-- START --
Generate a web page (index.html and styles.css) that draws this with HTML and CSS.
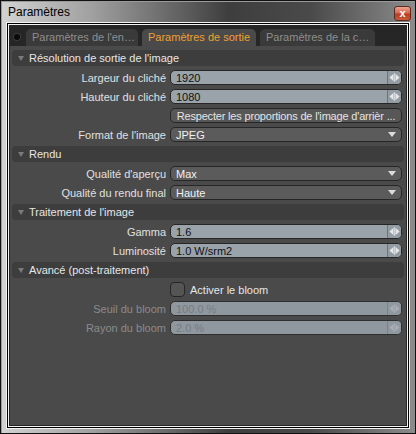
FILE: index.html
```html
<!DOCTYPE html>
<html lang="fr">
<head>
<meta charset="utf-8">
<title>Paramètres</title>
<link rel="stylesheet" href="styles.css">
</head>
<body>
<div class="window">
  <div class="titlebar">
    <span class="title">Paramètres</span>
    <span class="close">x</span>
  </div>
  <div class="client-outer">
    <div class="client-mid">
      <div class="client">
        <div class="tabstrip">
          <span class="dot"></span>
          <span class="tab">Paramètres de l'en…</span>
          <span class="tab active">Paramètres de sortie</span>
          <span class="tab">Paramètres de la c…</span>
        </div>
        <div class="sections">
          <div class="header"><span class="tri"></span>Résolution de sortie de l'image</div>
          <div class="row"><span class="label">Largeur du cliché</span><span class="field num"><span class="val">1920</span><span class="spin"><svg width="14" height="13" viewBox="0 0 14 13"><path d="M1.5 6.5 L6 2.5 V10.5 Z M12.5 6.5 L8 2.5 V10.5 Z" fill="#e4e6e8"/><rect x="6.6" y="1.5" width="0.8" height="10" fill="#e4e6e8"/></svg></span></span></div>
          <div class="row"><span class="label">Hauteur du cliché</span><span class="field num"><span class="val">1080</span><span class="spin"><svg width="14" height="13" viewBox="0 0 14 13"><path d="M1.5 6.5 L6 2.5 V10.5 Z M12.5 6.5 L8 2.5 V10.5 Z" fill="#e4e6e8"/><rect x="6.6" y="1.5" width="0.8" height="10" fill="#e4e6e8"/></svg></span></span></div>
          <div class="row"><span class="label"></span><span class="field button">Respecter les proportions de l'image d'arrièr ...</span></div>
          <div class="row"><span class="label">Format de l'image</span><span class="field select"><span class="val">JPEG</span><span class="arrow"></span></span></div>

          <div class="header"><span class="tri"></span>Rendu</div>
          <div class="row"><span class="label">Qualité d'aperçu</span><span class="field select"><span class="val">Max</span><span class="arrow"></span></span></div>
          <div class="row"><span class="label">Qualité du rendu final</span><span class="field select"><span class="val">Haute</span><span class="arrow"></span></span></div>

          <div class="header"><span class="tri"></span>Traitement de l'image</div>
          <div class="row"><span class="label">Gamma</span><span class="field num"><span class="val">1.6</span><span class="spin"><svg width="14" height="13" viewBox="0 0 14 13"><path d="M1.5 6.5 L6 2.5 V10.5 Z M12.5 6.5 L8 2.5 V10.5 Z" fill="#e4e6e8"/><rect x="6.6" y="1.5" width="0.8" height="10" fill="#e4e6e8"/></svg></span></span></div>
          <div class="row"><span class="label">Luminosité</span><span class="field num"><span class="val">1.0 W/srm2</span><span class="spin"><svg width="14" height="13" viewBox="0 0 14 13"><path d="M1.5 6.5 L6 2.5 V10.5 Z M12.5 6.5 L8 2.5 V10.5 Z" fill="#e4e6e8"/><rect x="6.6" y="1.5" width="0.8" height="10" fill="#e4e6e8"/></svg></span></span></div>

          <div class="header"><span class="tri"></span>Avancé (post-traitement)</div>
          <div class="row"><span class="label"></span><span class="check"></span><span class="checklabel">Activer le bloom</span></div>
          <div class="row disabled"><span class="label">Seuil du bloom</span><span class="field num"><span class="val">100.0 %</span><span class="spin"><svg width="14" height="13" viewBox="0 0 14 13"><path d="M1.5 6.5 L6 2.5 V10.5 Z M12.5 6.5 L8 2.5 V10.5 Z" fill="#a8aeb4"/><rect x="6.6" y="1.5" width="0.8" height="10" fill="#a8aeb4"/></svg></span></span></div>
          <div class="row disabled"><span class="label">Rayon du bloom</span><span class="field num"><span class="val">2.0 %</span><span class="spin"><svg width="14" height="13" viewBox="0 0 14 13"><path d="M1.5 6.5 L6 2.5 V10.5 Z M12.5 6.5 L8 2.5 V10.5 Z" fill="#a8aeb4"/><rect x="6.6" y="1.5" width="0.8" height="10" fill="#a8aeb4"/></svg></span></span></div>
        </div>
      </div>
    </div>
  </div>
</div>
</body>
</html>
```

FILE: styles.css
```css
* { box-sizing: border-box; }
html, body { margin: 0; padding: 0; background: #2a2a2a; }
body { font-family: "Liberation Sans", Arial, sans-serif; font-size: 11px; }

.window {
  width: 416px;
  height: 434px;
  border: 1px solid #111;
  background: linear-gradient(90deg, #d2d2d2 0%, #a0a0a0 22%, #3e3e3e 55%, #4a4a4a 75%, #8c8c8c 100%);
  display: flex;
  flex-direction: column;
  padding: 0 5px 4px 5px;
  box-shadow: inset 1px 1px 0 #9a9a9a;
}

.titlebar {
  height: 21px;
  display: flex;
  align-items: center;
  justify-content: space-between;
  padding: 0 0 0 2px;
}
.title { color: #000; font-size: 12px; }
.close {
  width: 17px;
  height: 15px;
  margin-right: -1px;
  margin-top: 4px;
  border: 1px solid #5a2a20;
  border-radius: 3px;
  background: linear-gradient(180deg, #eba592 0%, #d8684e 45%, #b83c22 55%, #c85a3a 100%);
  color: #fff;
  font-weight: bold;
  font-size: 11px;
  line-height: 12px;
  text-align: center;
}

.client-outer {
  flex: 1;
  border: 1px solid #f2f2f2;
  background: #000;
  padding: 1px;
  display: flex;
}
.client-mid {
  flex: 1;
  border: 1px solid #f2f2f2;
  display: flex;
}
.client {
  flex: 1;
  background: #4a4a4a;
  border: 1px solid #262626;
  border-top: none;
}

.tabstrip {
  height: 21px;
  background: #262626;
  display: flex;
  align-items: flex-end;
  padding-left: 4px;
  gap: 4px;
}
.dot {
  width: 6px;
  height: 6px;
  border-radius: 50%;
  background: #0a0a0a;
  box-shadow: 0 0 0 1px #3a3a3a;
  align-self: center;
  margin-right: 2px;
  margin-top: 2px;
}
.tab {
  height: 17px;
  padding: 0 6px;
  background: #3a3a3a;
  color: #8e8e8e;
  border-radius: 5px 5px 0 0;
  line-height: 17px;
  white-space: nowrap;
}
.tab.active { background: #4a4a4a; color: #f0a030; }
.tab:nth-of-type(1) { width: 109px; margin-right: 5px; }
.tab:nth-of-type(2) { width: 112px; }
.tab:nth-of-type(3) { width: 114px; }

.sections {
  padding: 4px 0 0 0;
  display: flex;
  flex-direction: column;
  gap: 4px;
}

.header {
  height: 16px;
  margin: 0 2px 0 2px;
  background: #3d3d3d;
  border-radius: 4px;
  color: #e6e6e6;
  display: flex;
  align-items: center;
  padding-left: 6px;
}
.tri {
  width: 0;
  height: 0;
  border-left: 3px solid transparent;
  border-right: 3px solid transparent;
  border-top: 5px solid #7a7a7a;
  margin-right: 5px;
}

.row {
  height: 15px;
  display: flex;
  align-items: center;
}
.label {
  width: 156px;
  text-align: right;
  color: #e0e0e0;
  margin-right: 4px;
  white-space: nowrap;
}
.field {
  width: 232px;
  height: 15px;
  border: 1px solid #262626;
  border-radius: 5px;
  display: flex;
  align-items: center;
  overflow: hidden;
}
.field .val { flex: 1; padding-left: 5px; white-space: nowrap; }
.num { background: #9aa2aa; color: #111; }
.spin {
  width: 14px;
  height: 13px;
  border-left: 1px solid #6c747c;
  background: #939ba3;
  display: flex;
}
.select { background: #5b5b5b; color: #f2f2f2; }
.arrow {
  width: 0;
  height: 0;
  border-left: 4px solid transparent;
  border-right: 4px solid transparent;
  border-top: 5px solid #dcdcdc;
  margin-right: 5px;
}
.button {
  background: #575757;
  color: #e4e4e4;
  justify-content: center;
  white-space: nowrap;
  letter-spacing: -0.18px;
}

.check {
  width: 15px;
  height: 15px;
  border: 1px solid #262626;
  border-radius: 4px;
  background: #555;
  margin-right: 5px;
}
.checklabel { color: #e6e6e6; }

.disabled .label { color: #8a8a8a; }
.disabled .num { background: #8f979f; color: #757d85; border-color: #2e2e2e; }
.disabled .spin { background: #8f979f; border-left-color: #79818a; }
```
-- END --
_What to produce_
Extract from the data every line where "index" shows up.

_Solution_
Generate a web page (index.html and styles.css) that draws this with HTML and CSS.
FILE: index.html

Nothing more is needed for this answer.